Written exercise:
Work out how many lines hold the string "components". Give that number and nothing more.

Information provided:
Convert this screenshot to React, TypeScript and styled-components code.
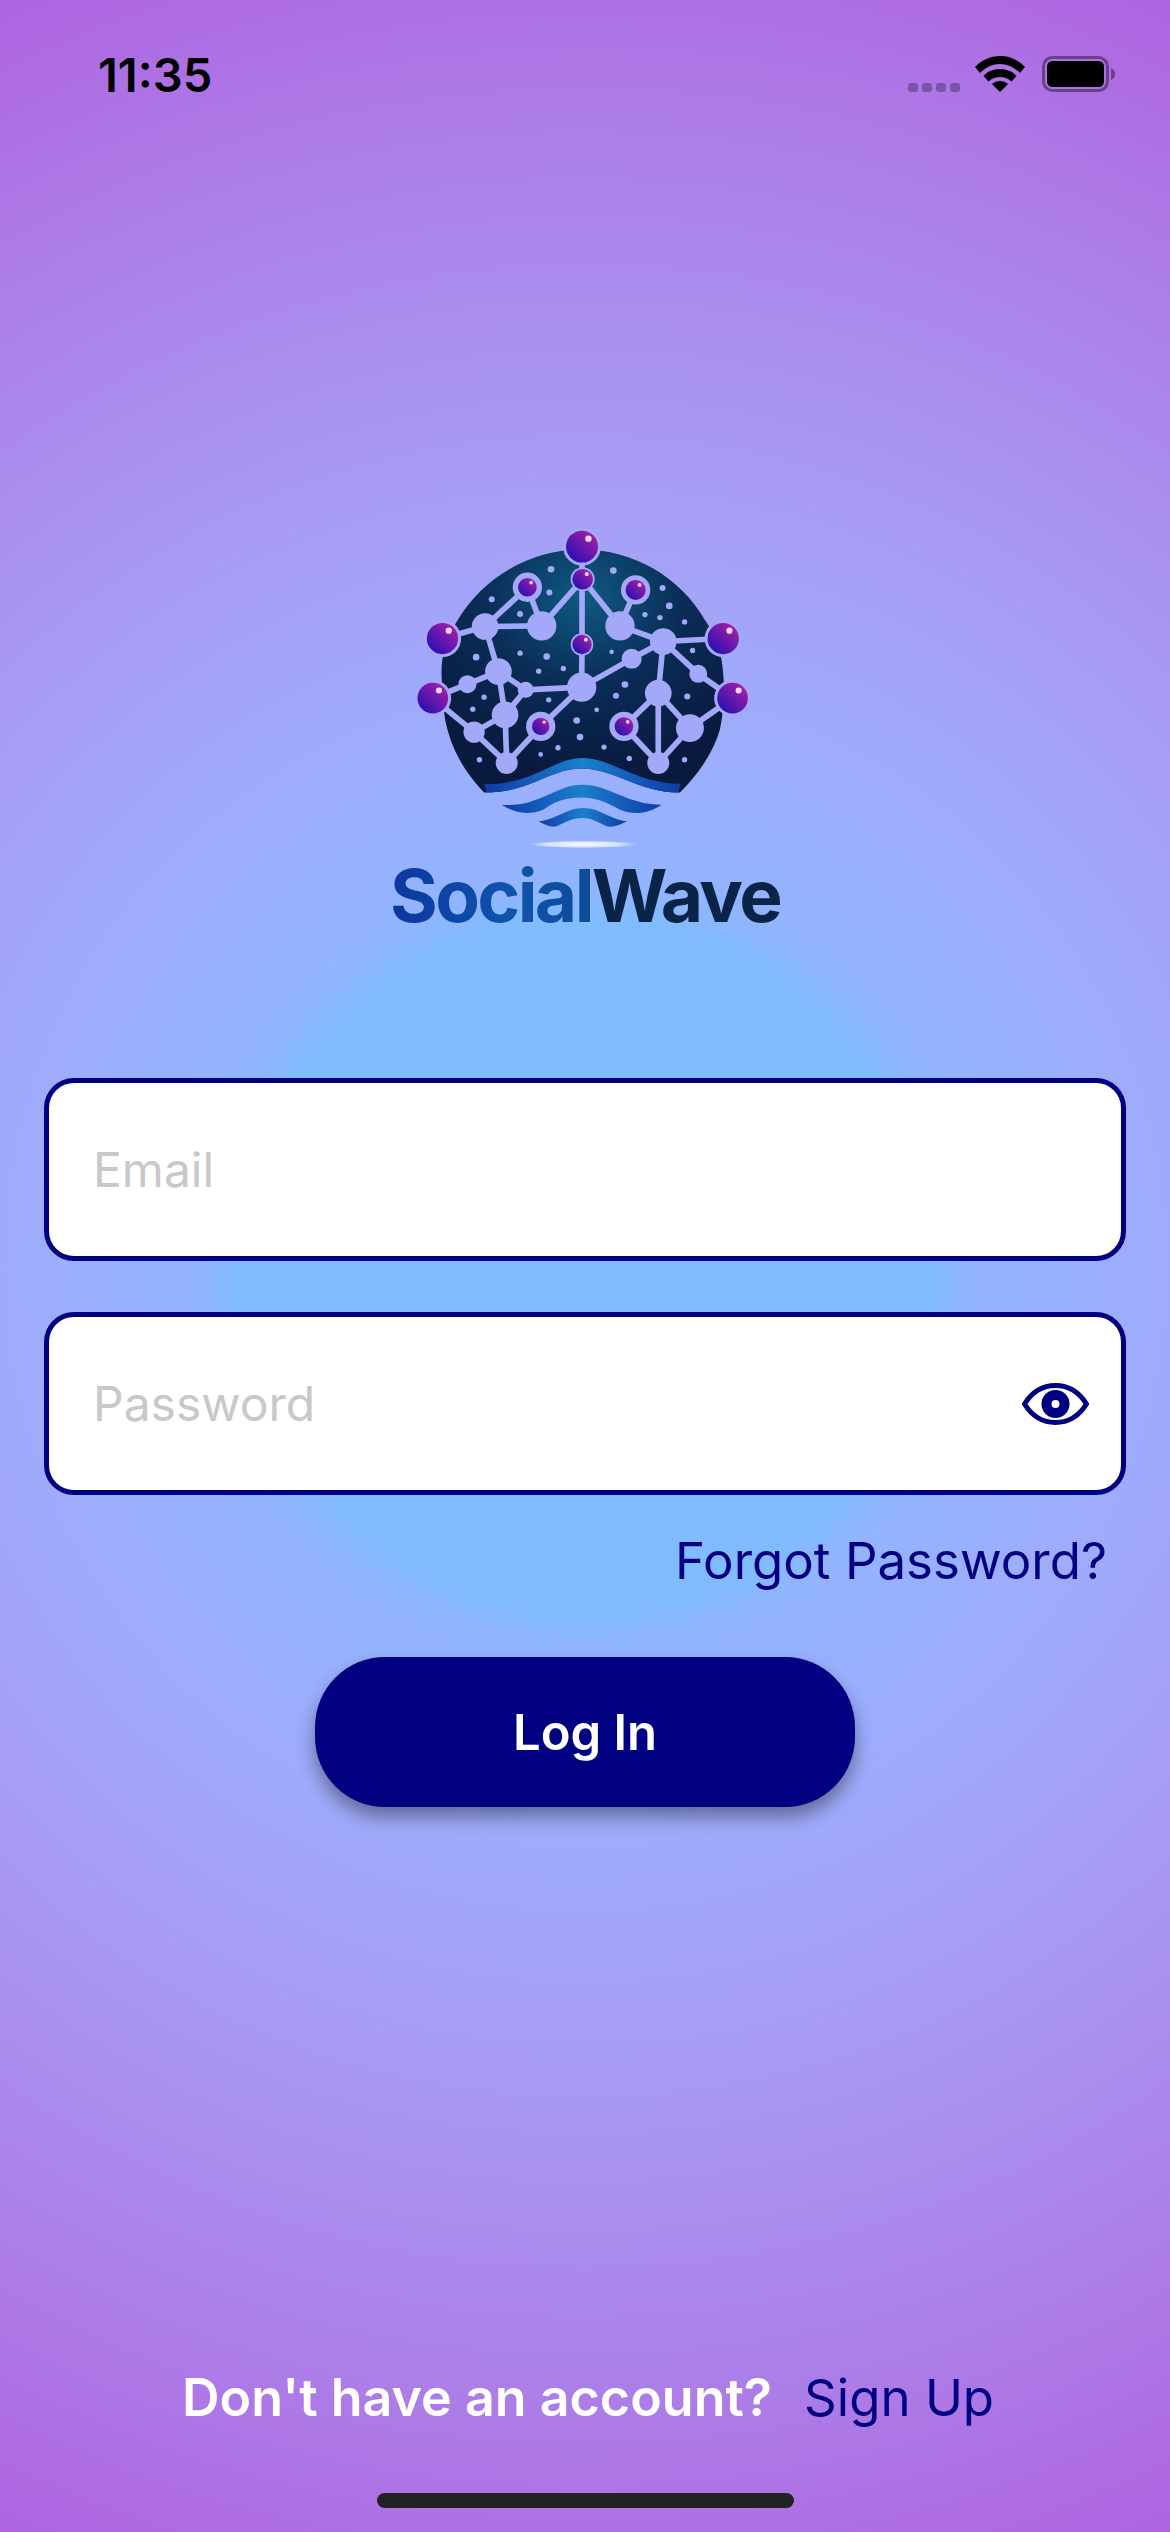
import React from "react";
import styled, { createGlobalStyle } from "styled-components";

const NAVY = "#000080";
const NODE = "#a4a8f8";

const GlobalStyle = createGlobalStyle`
  html, body { margin: 0; padding: 0; }
  body { font-family: Inter, "Liberation Sans", sans-serif; }
  * { box-sizing: border-box; }
`;

const Page = styled.div`
  width: 1170px;
  height: 2532px;
  overflow: hidden;
  display: flex;
  flex-direction: column;
  background: radial-gradient(
    circle at 585px 1266px,
    #80bbff 0,
    #80bbff 345px,
    #92b4ff 385px,
    #9eacfb 560px,
    #a89bf3 800px,
    #ac7fe8 1120px,
    #b064e0 1394px
  );
`;

const StatusBar = styled.div`
  height: 140px;
  padding: 48px 54px 0 98px;
  display: flex;
  justify-content: space-between;
  align-items: flex-start;
`;

const Time = styled.span`
  font-size: 47px;
  line-height: 54px;
  font-weight: 600;
  color: #000;
`;

const StatusIcons = styled.div`
  display: flex;
  align-items: flex-end;
  margin-top: 8px;
`;

const SignalDots = styled.div`
  display: flex;
  gap: 4px;
  margin-right: 15px;
`;

const SignalDot = styled.span`
  width: 10px;
  height: 9px;
  border-radius: 3px;
  background: rgba(0, 0, 0, 0.28);
`;

const Brand = styled.div`
  margin-top: 360px;
  display: flex;
  flex-direction: column;
  align-items: center;
`;

const Wordmark = styled.div`
  margin-top: 4px;
  height: 78px;
  font-family: Inter, "Liberation Sans", sans-serif;
  font-size: 73px;
  line-height: 78px;
  font-weight: 700;
  letter-spacing: -2.6px;
  white-space: nowrap;
`;

const WordSocial = styled.span`
  background: linear-gradient(90deg, #0c369f, #0f54ac 60%, #0e4a96);
  -webkit-background-clip: text;
  background-clip: text;
  color: transparent;
`;

const WordWave = styled.span`
  color: #0a2448;
`;

const Form = styled.div`
  margin-top: 143px;
  padding: 0 44px;
  display: flex;
  flex-direction: column;
  gap: 51px;
`;

const InputBox = styled.div`
  height: 183px;
  padding: 0 32px 0 44px;
  display: flex;
  align-items: center;
  background: #fff;
  border: 5px solid ${NAVY};
  border-radius: 30px;
`;

const Field = styled.input`
  flex: 1;
  min-width: 0;
  border: none;
  outline: none;
  background: transparent;
  padding: 0;
  font-family: Inter, "Liberation Sans", sans-serif;
  font-size: 48px;
  color: #222;

  &::placeholder {
    color: #c8c8c8;
    opacity: 1;
  }
`;

const ForgotRow = styled.div`
  margin-top: 36px;
  padding-right: 63px;
  display: flex;
  justify-content: flex-end;
`;

const Forgot = styled.span`
  font-size: 51px;
  line-height: 60px;
  color: ${NAVY};
`;

const LoginButton = styled.button`
  display: block;
  width: 540px;
  height: 150px;
  margin: 66px auto 0;
  border: none;
  border-radius: 70px;
  background: ${NAVY};
  color: #fff;
  font-family: Inter, "Liberation Sans", sans-serif;
  font-size: 49px;
  font-weight: 600;
  box-shadow: 0 10px 18px rgba(0, 0, 0, 0.38);
`;

const Footer = styled.div`
  margin-top: auto;
  margin-bottom: 104px;
  padding-left: 182px;
  display: flex;
  align-items: baseline;
  gap: 32px;
  font-size: 52px;
  line-height: 60px;
`;

const FooterText = styled.span`
  color: #fff;
  font-weight: 600;
`;

const FooterLink = styled.span`
  color: ${NAVY};
  font-size: 51px;
`;

const HomeBar = styled.div`
  position: absolute;
  left: 377px;
  top: 2493px;
  width: 417px;
  height: 15px;
  border-radius: 8px;
  background: #222;
`;

const lines = [
  [606, 140, 606, 434], [608, 238, 485, 378], [608, 238, 720, 378], [442, 262, 315, 380], [442, 262, 485, 378],
  [767, 270, 720, 378], [187, 416, 315, 380], [315, 380, 485, 378], [720, 378, 850, 425], [1030, 416, 850, 425],
  [315, 380, 355, 515], [355, 515, 262, 553], [262, 553, 158, 595], [355, 515, 437, 570], [437, 570, 605, 562],
  [606, 434, 605, 562], [605, 562, 755, 477], [755, 477, 850, 425], [850, 425, 835, 580], [850, 425, 955, 522],
  [955, 522, 1058, 595], [355, 515, 375, 645], [437, 570, 375, 645], [375, 645, 282, 697], [158, 595, 282, 697],
  [282, 697, 380, 790], [375, 645, 380, 790], [380, 790, 482, 680], [482, 680, 605, 562], [835, 580, 732, 680],
  [732, 680, 835, 790], [835, 580, 835, 790], [835, 580, 930, 685], [930, 685, 1058, 595], [930, 685, 835, 790],
];

const nodes = [
  [315, 380, 40], [485, 378, 44], [720, 378, 44], [850, 425, 40], [355, 515, 40], [262, 553, 27],
  [437, 570, 24], [605, 562, 44], [755, 477, 30], [835, 580, 40], [955, 522, 27], [375, 645, 40],
  [282, 697, 32], [380, 790, 33], [835, 790, 33], [930, 685, 42],
];

const ringBalls = [
  [442, 262, 44, 28], [608, 238, 36, 31], [767, 270, 44, 30], [606, 434, 34, 29], [482, 680, 44, 26], [732, 680, 44, 28],
];

const outerBalls = [
  [606, 140, 48], [187, 416, 47], [1030, 416, 47], [158, 595, 46], [1058, 595, 46],
];

const dots = [
  [513, 208, 10], [700, 212, 10], [508, 278, 9], [335, 298, 9], [848, 264, 9], [868, 318, 10], [795, 344, 8],
  [840, 353, 8], [914, 366, 8], [420, 342, 9], [288, 472, 10], [420, 460, 8], [500, 470, 10], [476, 514, 8],
  [550, 506, 8], [695, 456, 7], [938, 452, 8], [735, 554, 10], [708, 588, 9], [922, 590, 9], [506, 600, 8],
  [312, 592, 8], [278, 628, 8], [650, 630, 7], [590, 662, 10], [600, 712, 10], [534, 744, 8], [482, 764, 7],
  [672, 742, 8], [748, 776, 8], [298, 780, 8], [914, 780, 8],
];

const Ball = ({ x, y, r }: { x: number; y: number; r: number }) => (
  <g>
    <circle cx={x} cy={y} r={r} fill="url(#ballFill)" />
    <circle cx={x + r * 0.4} cy={y - r * 0.5} r={r * 0.2} fill="#f0d8f5" />
  </g>
);

const Logo = () => (
  <svg width="420" height="353" viewBox="-15 0 1260 1060">
    <defs>
      <radialGradient id="domeFill" cx="0.5" cy="0.2" r="0.72">
        <stop offset="0" stopColor="#0f5a82" />
        <stop offset="0.5" stopColor="#0a2c56" />
        <stop offset="1" stopColor="#091a3e" />
      </radialGradient>
      <linearGradient id="ballFill" x1="0.9" y1="0.1" x2="0.15" y2="0.9">
        <stop offset="0" stopColor="#a61fa8" />
        <stop offset="1" stopColor="#2a10b0" />
      </linearGradient>
      <linearGradient id="waveFill" x1="0" y1="0" x2="1" y2="0">
        <stop offset="0" stopColor="#0f3aa8" />
        <stop offset="0.5" stopColor="#1a80cc" />
        <stop offset="1" stopColor="#0f3aa8" />
      </linearGradient>
      <radialGradient id="glareFill">
        <stop offset="0" stopColor="#ffffff" />
        <stop offset="0.7" stopColor="#e8eefc" stopOpacity="0.8" />
        <stop offset="1" stopColor="#ffffff" stopOpacity="0" />
      </radialGradient>
    </defs>
    <path
      d="M606 148 C 450 150 310 230 230 365 C 195 420 180 480 185 540 C 188 610 190 650 205 700 C 225 770 265 830 312 878 L 320 878 C 450 878 510 806 605 806 C 700 806 780 878 895 878 L 900 878 C 950 830 1000 760 1020 690 C 1035 620 1035 540 1025 480 C 1015 430 1000 395 975 360 C 900 230 760 150 606 148 Z"
      fill="url(#domeFill)"
    />
    <g stroke={NODE} strokeWidth="17" strokeLinecap="round">
      {lines.map(([x1, y1, x2, y2], i) => (
        <line key={i} x1={x1} y1={y1} x2={x2} y2={y2} />
      ))}
    </g>
    <g fill={NODE}>
      {nodes.map(([x, y, r], i) => (
        <circle key={i} cx={x} cy={y} r={r} />
      ))}
      {dots.map(([x, y, r], i) => (
        <circle key={i} cx={x} cy={y} r={r} />
      ))}
      {ringBalls.map(([x, y, r], i) => (
        <circle key={i} cx={x} cy={y} r={r} />
      ))}
      {outerBalls.map(([x, y, r], i) => (
        <circle key={i} cx={x} cy={y} r={r + 9} />
      ))}
    </g>
    {ringBalls.map(([x, y, , r], i) => (
      <Ball key={i} x={x} y={y} r={r} />
    ))}
    {outerBalls.map(([x, y, r], i) => (
      <Ball key={i} x={x} y={y} r={r} />
    ))}
    <path
      d="M312 852 C 450 860 520 775 605 775 C 700 775 760 850 902 852 L 895 878 C 780 878 700 806 605 806 C 510 806 450 878 320 878 Z"
      fill="url(#waveFill)"
    />
    <path
      d="M365 915 C 470 925 530 855 605 855 C 690 855 740 915 845 915 C 800 945 760 945 720 930 C 680 905 640 893 605 893 C 560 893 520 905 490 930 C 450 945 410 945 365 915 Z"
      fill="url(#waveFill)"
    />
    <path
      d="M475 965 C 530 960 560 925 610 925 C 660 925 690 960 742 965 C 720 975 700 985 680 980 C 650 965 630 955 610 955 C 580 955 560 965 530 980 C 515 985 495 975 475 965 Z"
      fill="url(#waveFill)"
    />
    <ellipse cx="610" cy="1034" rx="160" ry="11" fill="url(#glareFill)" />
  </svg>
);

const WifiIcon = () => (
  <svg width="50" height="36" viewBox="0 0 50 36" style={{ marginRight: 17 }}>
    <path d="M25 0 C 15 0 7 4 0 11 L 5 17 C 11 11 18 8 25 8 C 32 8 39 11 45 17 L 50 11 C 43 4 35 0 25 0 Z" fill="#000" />
    <path d="M25 13 C 19 13 13 15 8.500 20 L 13.500 25.500 C 16.500 22.500 20.500 21 25 21 C 29.500 21 33.500 22.500 36.500 25.500 L 41.500 20 C 37 15 31 13 25 13 Z" fill="#000" />
    <path d="M25 25 C 22 25 19.500 26 17 28 L 25 36 L 33 28 C 30.500 26 28 25 25 25 Z" fill="#000" />
  </svg>
);

const BatteryIcon = () => (
  <svg width="74" height="36" viewBox="0 0 74 36">
    <rect x="1.500" y="1.500" width="64" height="33" rx="9" fill="none" stroke="#000" strokeOpacity="0.4" strokeWidth="3" />
    <rect x="5" y="5" width="57" height="26" rx="5.500" fill="#000" />
    <path d="M69 12 C 72 13 73 15.500 73 18 C 73 20.500 72 23 69 24 Z" fill="#000" fillOpacity="0.4" />
  </svg>
);

const EyeIcon = () => (
  <svg width="67" height="42" viewBox="0 0 67 42">
    <path
      d="M2.500 21 C 10 9 21 2.500 33.500 2.500 C 46 2.500 57 9 64.500 21 C 57 33 46 39.500 33.500 39.500 C 21 39.500 10 33 2.500 21 Z"
      fill="none"
      stroke={NAVY}
      strokeWidth="5"
      strokeLinejoin="round"
    />
    <circle cx="33.500" cy="21" r="9" fill="none" stroke={NAVY} strokeWidth="10" />
  </svg>
);

export default function App() {
  return (
    <Page>
      <GlobalStyle />
      <StatusBar>
        <Time>11:35</Time>
        <StatusIcons>
          <SignalDots>
            <SignalDot />
            <SignalDot />
            <SignalDot />
            <SignalDot />
          </SignalDots>
          <WifiIcon />
          <BatteryIcon />
        </StatusIcons>
      </StatusBar>
      <Brand>
        <Logo />
        <Wordmark>
          <WordSocial>Social</WordSocial>
          <WordWave>Wave</WordWave>
        </Wordmark>
      </Brand>
      <Form>
        <InputBox>
          <Field placeholder="Email" />
        </InputBox>
        <InputBox>
          <Field placeholder="Password" type="password" />
          <EyeIcon />
        </InputBox>
      </Form>
      <ForgotRow>
        <Forgot>Forgot Password?</Forgot>
      </ForgotRow>
      <LoginButton>Log In</LoginButton>
      <Footer>
        <FooterText>Don't have an account?</FooterText>
        <FooterLink>Sign Up</FooterLink>
      </Footer>
      <HomeBar />
    </Page>
  );
}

Full solution:
2